目指す山が高いほど、人は成長するものだ。「世界選手権が東京で開催される情報を見た瞬間、絶対に出たい! 出るしかない!と思いました」と話すのは、ボディフィットネス界のトップ選手である板谷成美(いたや・なるみ/36)選手。
世界選手権とはIFBB(国際ボディビルディング&フィットネス連盟)が主催する『世界女子選手権&男子ワールドカップ』だ。昨年の11月末、この世界選手権が東京で開催されることをJBBF(日本ボディビル&フィットネス連盟)が公式HPで発表。
世界への出場資格(クオリファイ)を手に入れるためには『JBBFオールジャパン フィットネス チャンピオンシップス』の年齢・身長別の「マスターズ」、身長別の「一般」で2位までに入らなければならない。板谷選手はこの世界選手権の出場を目標にしていた。
9月28日(土)に岡山県で『JBBFオールジャパン マスターズ フィットネス チャンピオンシップス』(以下、マスターズ)が、29日には同県で『JBBFオールジャパンフィットネス チャンピオンシップス』(以下、オールジャパン)を開催。板谷選手は両日ともに出場し、35歳以上45歳未満160cm以下級で2位、158cm以下級で2位という好成績を収めた。

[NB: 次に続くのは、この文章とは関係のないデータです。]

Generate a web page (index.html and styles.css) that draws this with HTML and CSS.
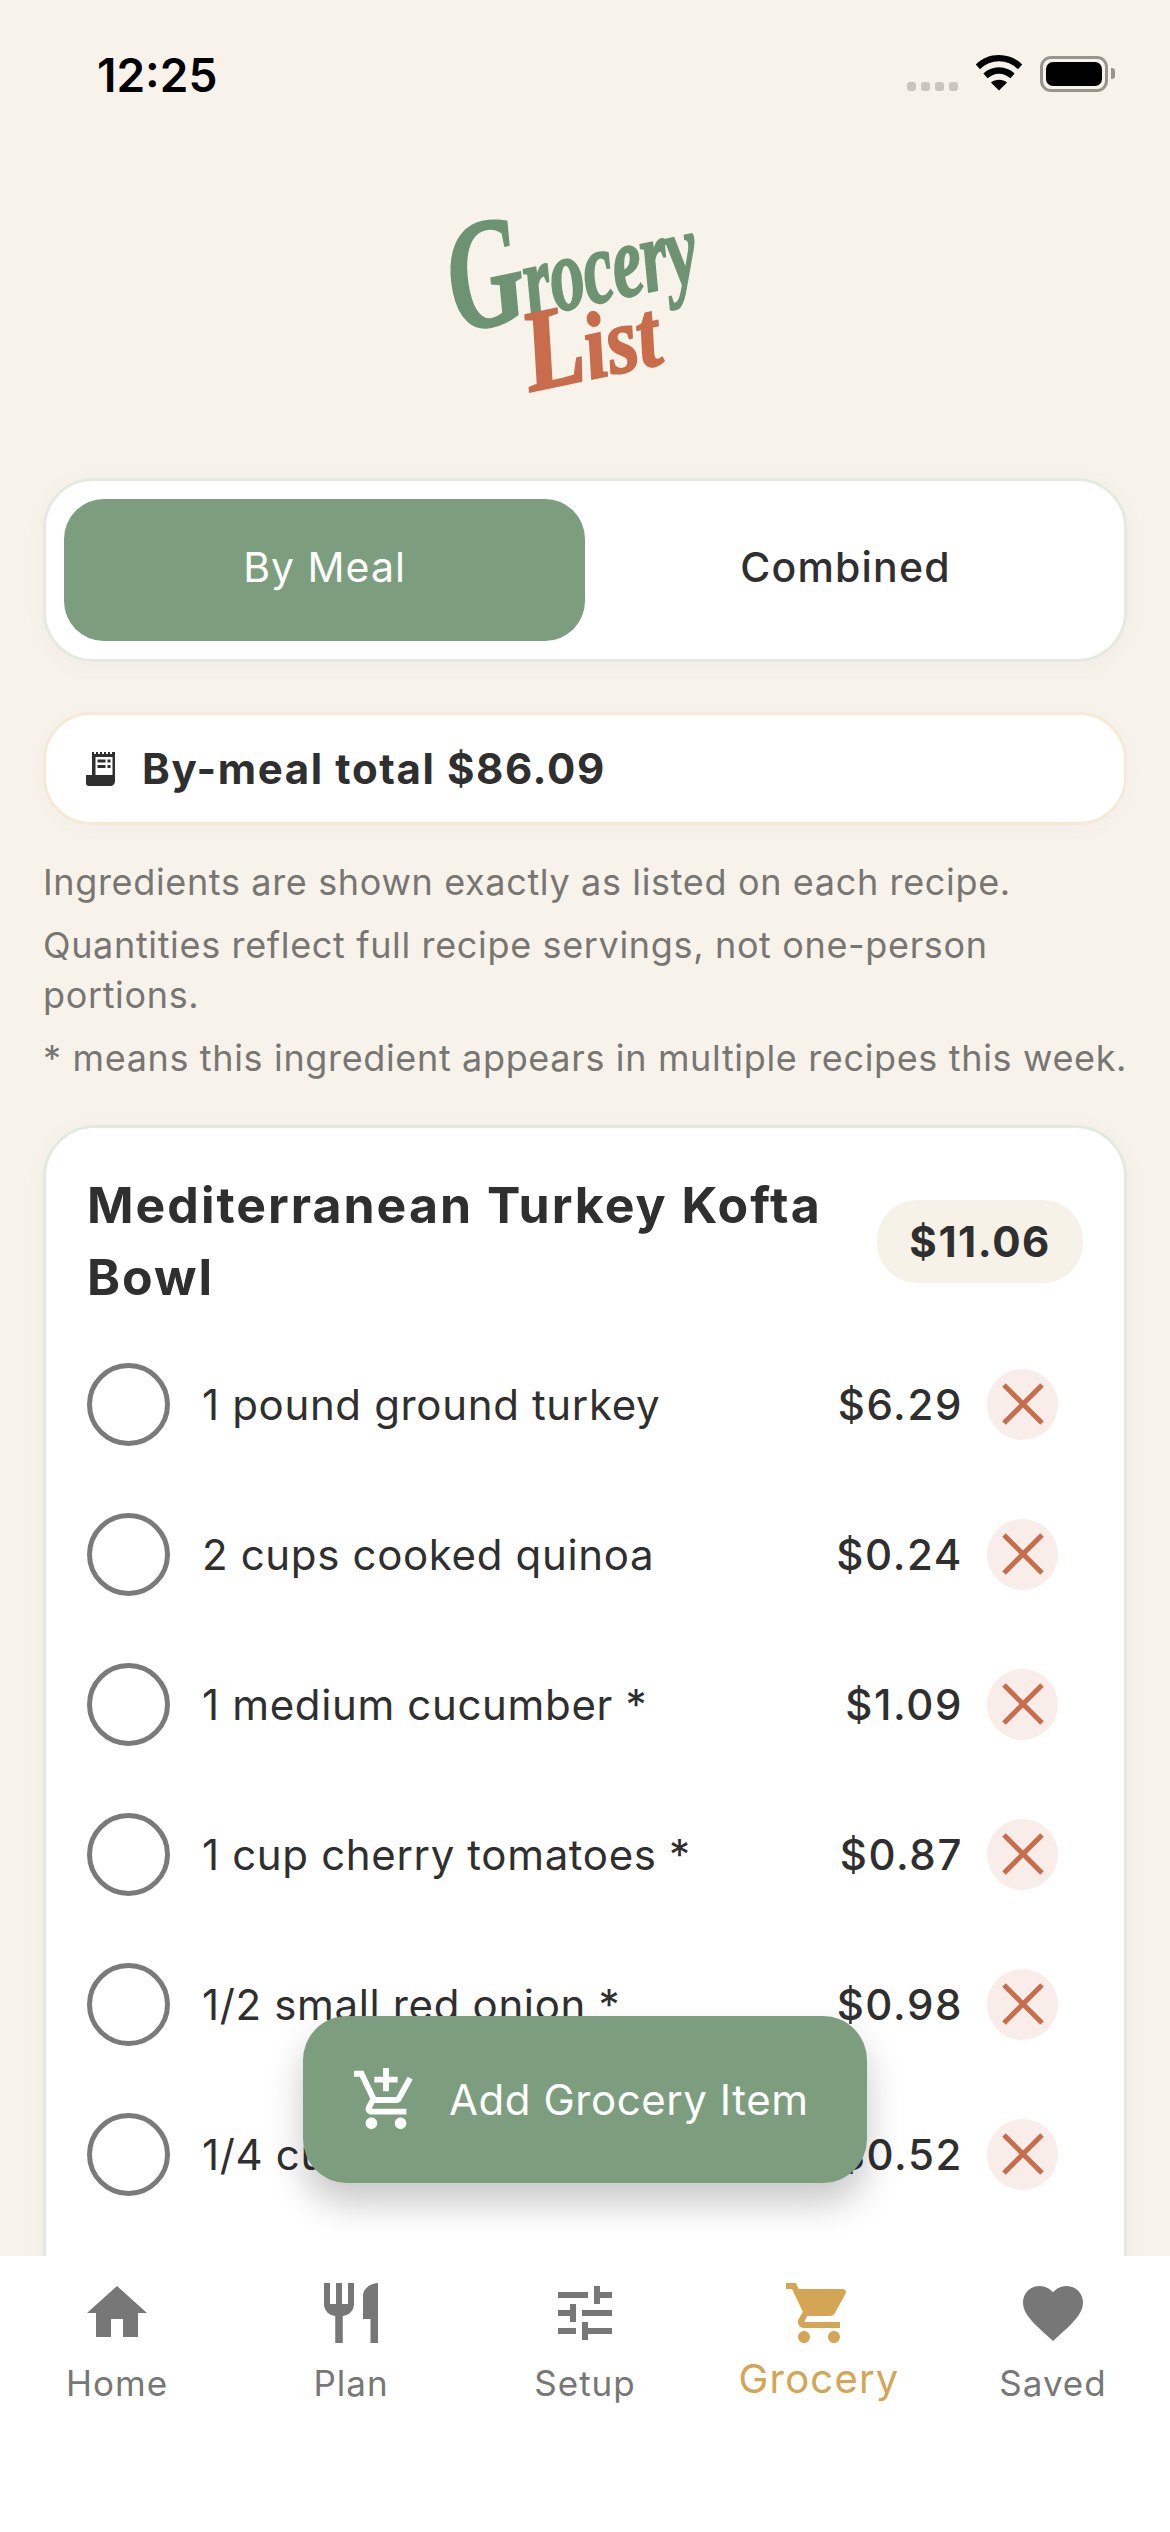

オールジャパンでは昨年度より順位を上げたことに嬉しさを感じつつも、「やはり優勝したかった」と本音を漏らす。この階級に君臨していた大谷美咲選手が、今年からウェルネスに転向したためポストは空いていた。チャンスではあったものの、『ジャパンオープン』から負けなしの佐々木絢美選手の壁は厚かった。
「率直に悔しい気持ちはありますが、脚の細かな作り込みが必要だと改善ポイントも明確になってきました。昨年からは全体のバルクアップを図っていて、特に脚は種目数を増やして、気合いで乗り越えてきました。ただ、今後は細かな筋肉の部位も意識しながらトレーニングをするなど、やり方を変える必要もありそうです」
今年は優勝こそ逃したものの、板谷選手の身体は確実にバルクアップしている。その要因を板谷選手は「トレーニング環境の変化」だと分析。所属ジムである「MAX GYM」と並行して通っていたジムを24時間ジムからゴールドジムに変えたのだという。
板谷選手は「MAX GYM」で定期的にパーソナルを受けていたが、24時間ジムには教わったことを再現できるマシンや設備がなかった。ゴールドジムに変えてからは習った種目の復習ができるようになり、今まで以上に背中と脚のトレーニングをやり込むことができたという。
世界への挑戦を早い段階から意識し、筋肉にとって良い環境に身を置いたことがひとまわりサイズアップした秘密なのだろう。いよいよ10月6日に行われる『グランドチャンピオンシップス』まで秒読み。板谷選手の目線はその先まで見据えている。
「国内最後のJBBF主催大会で、かなりハイレベルだと分かってはいますが、やっぱり優勝したいです。そして目標にしていた世界選手権へ気持ちよく進みたいですね」
【JBBFアンチドーピング活動】JBBF(公益社団法人日本ボディビル・フィットネス連盟)はJADA(公益財団法人日本アンチ・ドーピング機構)と連携してドーピング検査を実施している日本のボディコンテスト団体で、JBBFに選手登録をする人はアンチドーピンク講習会を受講する義務があり、指名された場合にドーピング検査を受けなければならない。また、2023年からは、より多くの選手を検査するため連盟主導で簡易ドーピング検査を実施している。